▸ Task statement
Give again, exactly as written, the lines of the records below from the line with "Generate a component" to the line with "text-[28px] leading-none tracking-[-0.2px]". Both end lines count; pictures do not.
# START OF Given records
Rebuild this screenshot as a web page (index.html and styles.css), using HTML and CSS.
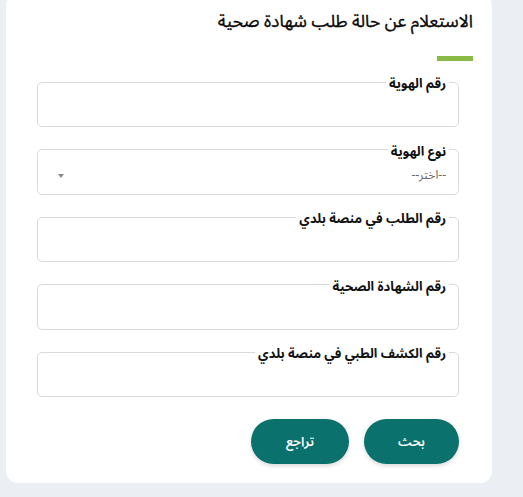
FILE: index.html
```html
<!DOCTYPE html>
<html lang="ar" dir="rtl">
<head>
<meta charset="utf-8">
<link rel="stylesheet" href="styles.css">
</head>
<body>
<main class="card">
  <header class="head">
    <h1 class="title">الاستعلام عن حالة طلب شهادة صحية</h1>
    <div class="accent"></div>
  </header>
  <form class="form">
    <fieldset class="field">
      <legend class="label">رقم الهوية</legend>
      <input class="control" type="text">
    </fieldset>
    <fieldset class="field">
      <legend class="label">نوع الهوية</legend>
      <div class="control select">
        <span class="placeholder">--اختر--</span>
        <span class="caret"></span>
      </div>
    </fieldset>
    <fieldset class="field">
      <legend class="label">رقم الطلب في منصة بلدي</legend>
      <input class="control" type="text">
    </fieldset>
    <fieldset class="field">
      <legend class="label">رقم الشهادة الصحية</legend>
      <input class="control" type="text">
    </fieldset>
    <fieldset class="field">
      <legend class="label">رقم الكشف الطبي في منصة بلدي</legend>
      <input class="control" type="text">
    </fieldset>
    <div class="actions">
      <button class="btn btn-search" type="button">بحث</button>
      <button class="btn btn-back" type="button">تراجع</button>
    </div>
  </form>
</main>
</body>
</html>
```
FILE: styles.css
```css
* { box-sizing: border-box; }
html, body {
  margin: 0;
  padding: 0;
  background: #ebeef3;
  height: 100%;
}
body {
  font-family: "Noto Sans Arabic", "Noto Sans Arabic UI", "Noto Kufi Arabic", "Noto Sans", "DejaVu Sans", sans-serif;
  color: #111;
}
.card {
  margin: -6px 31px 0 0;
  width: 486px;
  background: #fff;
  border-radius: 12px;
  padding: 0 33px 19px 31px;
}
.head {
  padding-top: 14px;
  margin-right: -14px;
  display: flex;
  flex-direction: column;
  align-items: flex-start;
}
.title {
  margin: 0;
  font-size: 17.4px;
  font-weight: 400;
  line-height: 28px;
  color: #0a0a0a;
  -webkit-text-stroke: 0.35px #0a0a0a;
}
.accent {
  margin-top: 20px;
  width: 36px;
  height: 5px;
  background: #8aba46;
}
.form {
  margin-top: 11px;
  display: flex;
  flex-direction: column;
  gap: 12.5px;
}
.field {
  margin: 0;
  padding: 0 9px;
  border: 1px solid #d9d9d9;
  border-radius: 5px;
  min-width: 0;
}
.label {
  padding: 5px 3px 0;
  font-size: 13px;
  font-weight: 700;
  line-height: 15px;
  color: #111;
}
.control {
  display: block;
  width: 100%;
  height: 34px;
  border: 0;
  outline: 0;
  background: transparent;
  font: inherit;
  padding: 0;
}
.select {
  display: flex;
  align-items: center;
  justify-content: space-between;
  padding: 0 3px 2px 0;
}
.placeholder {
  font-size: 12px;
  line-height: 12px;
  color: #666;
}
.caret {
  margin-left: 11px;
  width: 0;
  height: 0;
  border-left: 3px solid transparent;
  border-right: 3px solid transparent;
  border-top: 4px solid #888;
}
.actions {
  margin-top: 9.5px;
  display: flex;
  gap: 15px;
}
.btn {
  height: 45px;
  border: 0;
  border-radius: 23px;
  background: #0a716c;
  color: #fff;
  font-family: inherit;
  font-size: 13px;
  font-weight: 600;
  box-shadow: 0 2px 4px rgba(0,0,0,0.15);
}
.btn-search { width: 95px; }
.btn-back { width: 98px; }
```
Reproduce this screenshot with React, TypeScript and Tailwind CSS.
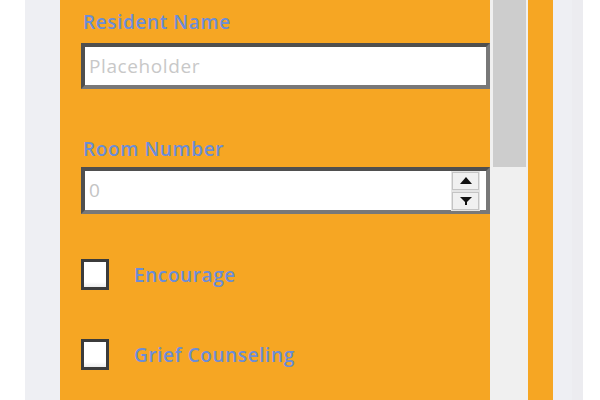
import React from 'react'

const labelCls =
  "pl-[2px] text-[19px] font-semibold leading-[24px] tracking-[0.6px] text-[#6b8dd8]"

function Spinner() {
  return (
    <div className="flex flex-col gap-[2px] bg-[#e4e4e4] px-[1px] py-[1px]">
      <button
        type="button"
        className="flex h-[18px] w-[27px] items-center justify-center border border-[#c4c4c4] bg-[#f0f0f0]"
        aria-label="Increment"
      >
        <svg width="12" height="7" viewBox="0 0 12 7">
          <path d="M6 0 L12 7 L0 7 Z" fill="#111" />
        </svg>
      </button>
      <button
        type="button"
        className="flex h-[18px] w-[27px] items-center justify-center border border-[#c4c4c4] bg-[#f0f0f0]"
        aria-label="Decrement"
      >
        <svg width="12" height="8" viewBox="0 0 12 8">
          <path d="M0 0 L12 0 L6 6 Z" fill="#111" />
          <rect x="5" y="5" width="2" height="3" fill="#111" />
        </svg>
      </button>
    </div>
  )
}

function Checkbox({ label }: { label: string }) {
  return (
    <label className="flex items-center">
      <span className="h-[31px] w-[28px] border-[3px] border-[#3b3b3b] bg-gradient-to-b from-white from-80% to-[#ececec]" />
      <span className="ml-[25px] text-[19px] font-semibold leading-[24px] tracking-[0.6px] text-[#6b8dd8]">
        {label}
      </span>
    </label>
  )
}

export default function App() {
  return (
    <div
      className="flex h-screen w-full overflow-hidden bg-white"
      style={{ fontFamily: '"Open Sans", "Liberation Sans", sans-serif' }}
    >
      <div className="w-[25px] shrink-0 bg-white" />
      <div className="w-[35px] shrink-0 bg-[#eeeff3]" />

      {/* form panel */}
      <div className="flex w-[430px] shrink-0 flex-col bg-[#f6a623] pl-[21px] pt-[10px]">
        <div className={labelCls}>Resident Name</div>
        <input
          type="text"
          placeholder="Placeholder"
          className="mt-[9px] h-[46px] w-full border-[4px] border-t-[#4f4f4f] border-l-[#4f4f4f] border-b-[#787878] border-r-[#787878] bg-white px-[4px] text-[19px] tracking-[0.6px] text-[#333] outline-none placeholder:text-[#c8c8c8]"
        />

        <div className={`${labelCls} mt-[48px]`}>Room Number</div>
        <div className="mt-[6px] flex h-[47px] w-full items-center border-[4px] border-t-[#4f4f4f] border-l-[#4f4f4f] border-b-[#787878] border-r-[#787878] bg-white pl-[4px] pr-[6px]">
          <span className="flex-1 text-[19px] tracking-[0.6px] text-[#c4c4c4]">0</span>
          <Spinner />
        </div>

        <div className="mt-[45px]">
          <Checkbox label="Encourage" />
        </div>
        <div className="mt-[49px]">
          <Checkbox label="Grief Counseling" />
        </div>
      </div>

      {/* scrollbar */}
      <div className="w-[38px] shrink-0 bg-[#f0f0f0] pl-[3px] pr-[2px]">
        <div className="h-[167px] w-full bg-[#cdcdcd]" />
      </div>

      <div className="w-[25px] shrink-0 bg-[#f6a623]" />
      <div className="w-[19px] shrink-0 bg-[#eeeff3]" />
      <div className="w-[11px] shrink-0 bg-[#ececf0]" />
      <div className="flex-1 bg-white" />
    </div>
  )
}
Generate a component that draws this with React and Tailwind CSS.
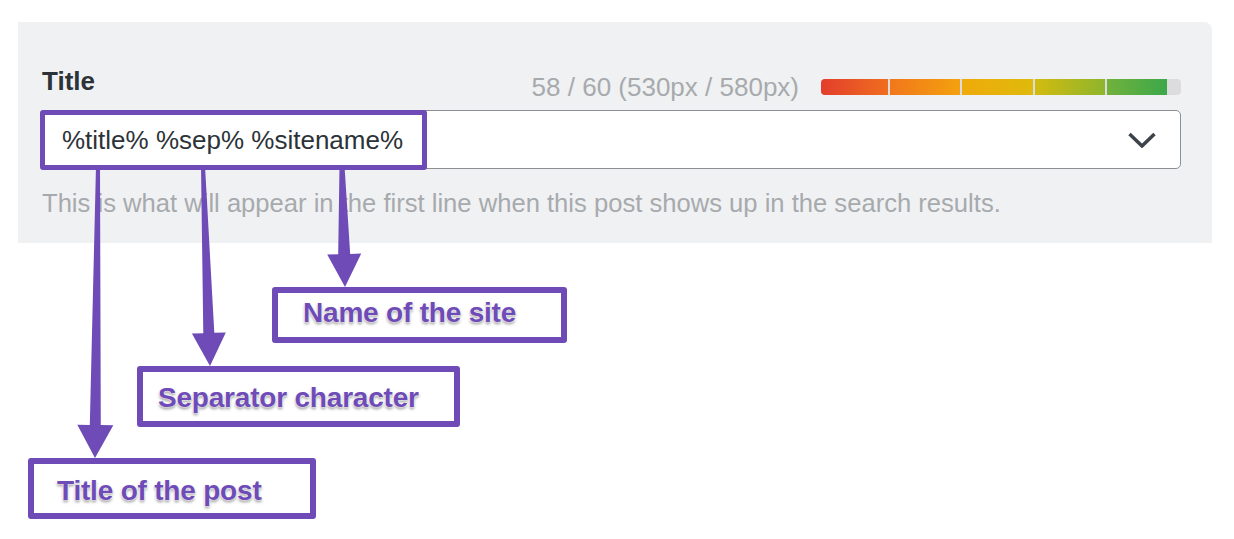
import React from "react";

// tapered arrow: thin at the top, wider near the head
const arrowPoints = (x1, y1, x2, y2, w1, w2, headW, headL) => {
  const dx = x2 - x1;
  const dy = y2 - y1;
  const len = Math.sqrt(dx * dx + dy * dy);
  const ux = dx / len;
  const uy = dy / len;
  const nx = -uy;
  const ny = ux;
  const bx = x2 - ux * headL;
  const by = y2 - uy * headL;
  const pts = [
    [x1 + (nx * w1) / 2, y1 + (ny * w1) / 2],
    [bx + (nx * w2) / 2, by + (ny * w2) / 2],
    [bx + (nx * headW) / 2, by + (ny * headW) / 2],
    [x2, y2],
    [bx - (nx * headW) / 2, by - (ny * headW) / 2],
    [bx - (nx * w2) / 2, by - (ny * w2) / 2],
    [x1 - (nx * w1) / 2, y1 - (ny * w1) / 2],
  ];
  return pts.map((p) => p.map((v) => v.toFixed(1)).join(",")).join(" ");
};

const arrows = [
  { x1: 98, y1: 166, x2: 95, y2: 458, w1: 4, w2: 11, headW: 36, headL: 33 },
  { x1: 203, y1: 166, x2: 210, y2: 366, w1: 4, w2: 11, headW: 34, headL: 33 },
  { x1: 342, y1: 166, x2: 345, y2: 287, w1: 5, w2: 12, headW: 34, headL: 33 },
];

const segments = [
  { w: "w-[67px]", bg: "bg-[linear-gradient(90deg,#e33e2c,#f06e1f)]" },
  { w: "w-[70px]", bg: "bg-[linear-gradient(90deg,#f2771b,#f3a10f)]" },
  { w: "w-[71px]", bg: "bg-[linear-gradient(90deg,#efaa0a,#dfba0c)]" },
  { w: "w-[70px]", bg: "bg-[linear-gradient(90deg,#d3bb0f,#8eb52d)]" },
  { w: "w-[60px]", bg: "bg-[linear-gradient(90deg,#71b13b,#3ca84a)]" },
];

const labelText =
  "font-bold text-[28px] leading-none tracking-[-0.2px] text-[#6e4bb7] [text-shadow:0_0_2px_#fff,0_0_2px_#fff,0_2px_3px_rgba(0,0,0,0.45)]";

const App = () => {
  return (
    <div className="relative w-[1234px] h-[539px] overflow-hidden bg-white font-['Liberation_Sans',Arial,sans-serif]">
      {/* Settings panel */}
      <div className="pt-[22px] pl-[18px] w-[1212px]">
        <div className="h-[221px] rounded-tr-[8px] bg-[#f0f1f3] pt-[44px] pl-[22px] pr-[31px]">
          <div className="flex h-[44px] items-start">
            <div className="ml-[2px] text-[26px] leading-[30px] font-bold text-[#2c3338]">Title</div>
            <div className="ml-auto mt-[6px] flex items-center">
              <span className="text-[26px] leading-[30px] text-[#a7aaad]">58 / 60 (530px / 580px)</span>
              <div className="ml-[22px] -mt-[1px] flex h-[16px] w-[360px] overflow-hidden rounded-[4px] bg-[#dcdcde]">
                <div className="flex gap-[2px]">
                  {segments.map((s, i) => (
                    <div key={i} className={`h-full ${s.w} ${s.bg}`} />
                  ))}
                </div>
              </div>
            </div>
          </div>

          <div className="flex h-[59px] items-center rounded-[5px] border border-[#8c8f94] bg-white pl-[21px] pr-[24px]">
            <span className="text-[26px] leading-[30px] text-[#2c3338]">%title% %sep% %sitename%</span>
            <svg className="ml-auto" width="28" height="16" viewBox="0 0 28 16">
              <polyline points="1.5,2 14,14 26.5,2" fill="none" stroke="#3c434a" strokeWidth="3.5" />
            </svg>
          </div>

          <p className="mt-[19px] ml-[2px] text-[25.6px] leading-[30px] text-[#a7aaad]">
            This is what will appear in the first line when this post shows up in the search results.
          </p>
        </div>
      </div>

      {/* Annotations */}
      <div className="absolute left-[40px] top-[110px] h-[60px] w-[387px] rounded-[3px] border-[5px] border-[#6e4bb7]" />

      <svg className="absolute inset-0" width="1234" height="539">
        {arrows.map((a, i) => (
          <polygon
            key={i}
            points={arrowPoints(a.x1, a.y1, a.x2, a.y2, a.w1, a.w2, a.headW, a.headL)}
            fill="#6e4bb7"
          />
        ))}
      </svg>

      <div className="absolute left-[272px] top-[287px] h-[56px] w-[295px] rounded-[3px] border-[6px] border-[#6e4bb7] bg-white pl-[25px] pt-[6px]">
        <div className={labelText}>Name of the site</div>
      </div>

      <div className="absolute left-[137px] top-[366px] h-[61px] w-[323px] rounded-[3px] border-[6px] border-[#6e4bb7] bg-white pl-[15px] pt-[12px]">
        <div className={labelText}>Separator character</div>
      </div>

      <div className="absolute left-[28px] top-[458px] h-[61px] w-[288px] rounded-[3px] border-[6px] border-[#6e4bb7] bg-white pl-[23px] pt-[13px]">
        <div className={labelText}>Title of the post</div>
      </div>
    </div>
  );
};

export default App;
# END OF Given records
▸ Problem solution
Generate a component that draws this with React and Tailwind CSS.
import React from "react";

// tapered arrow: thin at the top, wider near the head
const arrowPoints = (x1, y1, x2, y2, w1, w2, headW, headL) => {
  const dx = x2 - x1;
  const dy = y2 - y1;
  const len = Math.sqrt(dx * dx + dy * dy);
  const ux = dx / len;
  const uy = dy / len;
  const nx = -uy;
  const ny = ux;
  const bx = x2 - ux * headL;
  const by = y2 - uy * headL;
  const pts = [
    [x1 + (nx * w1) / 2, y1 + (ny * w1) / 2],
    [bx + (nx * w2) / 2, by + (ny * w2) / 2],
    [bx + (nx * headW) / 2, by + (ny * headW) / 2],
    [x2, y2],
    [bx - (nx * headW) / 2, by - (ny * headW) / 2],
    [bx - (nx * w2) / 2, by - (ny * w2) / 2],
    [x1 - (nx * w1) / 2, y1 - (ny * w1) / 2],
  ];
  return pts.map((p) => p.map((v) => v.toFixed(1)).join(",")).join(" ");
};

const arrows = [
  { x1: 98, y1: 166, x2: 95, y2: 458, w1: 4, w2: 11, headW: 36, headL: 33 },
  { x1: 203, y1: 166, x2: 210, y2: 366, w1: 4, w2: 11, headW: 34, headL: 33 },
  { x1: 342, y1: 166, x2: 345, y2: 287, w1: 5, w2: 12, headW: 34, headL: 33 },
];

const segments = [
  { w: "w-[67px]", bg: "bg-[linear-gradient(90deg,#e33e2c,#f06e1f)]" },
  { w: "w-[70px]", bg: "bg-[linear-gradient(90deg,#f2771b,#f3a10f)]" },
  { w: "w-[71px]", bg: "bg-[linear-gradient(90deg,#efaa0a,#dfba0c)]" },
  { w: "w-[70px]", bg: "bg-[linear-gradient(90deg,#d3bb0f,#8eb52d)]" },
  { w: "w-[60px]", bg: "bg-[linear-gradient(90deg,#71b13b,#3ca84a)]" },
];

const labelText =
  "font-bold text-[28px] leading-none tracking-[-0.2px] text-[#6e4bb7] [text-shadow:0_0_2px_#fff,0_0_2px_#fff,0_2px_3px_rgba(0,0,0,0.45)]";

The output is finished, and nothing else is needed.